Murcielago vol. 5
It turns out that the previous volume was just a fluke and “Murcielago” isn’t done pushing buttons or the envelope just yet. In fact, I can see the subject matter in this volume causing even more people to give up on this series altogether. That’s because the mass murderer of choice here is one who targets little girls and discards them by choking and snapping their necks after he determines that they’re not the one he’s looking for. The girl we saw at the end of vol. 4 is one victim of his handiwork, one more dies over the course of the volume, and we eventually find out that there have been many, many more victims in addition to them. It’s disturbing stuff, all the more so because it’s being delivered at a point where I though the title was done trying to shock me.
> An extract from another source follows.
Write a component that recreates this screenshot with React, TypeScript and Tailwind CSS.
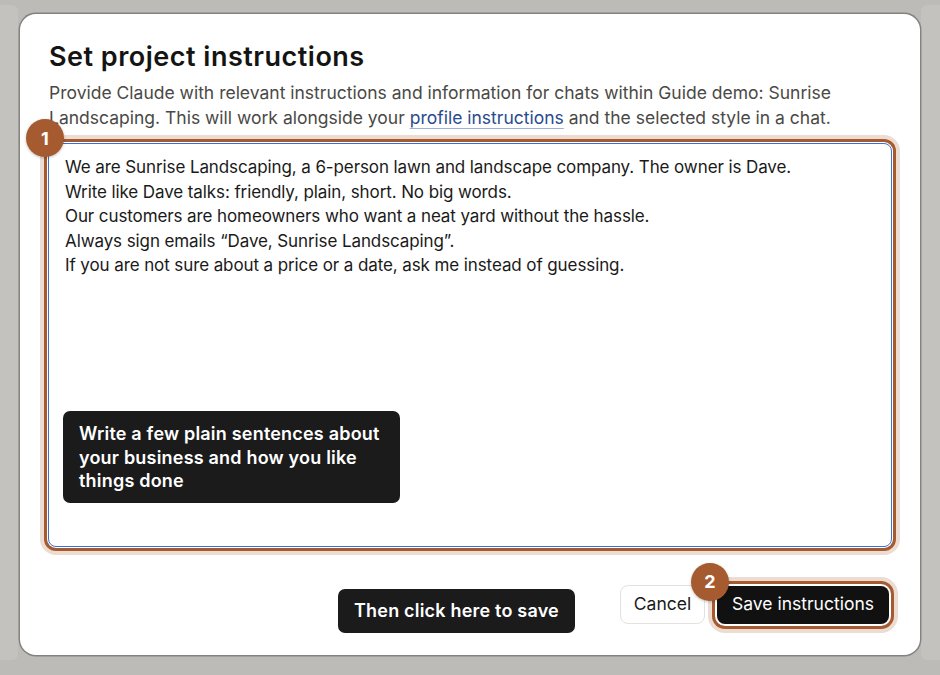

The thing is, if you can get past all the dead little girls, that this awfulness makes the actual story more involving that “Murcielago” usually is. When Kuroko’s police handlers get involved in finding out what happened to another missing little girl, she winds up investigating things as well. Though this should be a sign that things will work out all right in the end, I still couldn’t shake the fact that — given what has come before — that the kidnap victim could meet the same fate as those who had come before her. “Murcielago” does love to push its buttons after all, regardless of how disturbing the results might be.
That tension had me reading through the volume faster than usual, while the ending… Let’s just say that I’m still onboard the series for now even as it tries to find new and terrible ways to push me away. On that note, the preview for vol. 6 promises the most “taboo” content yet as elementary-school-aged serial killer Rinko starts attending a new school with Kuroko overseeing things.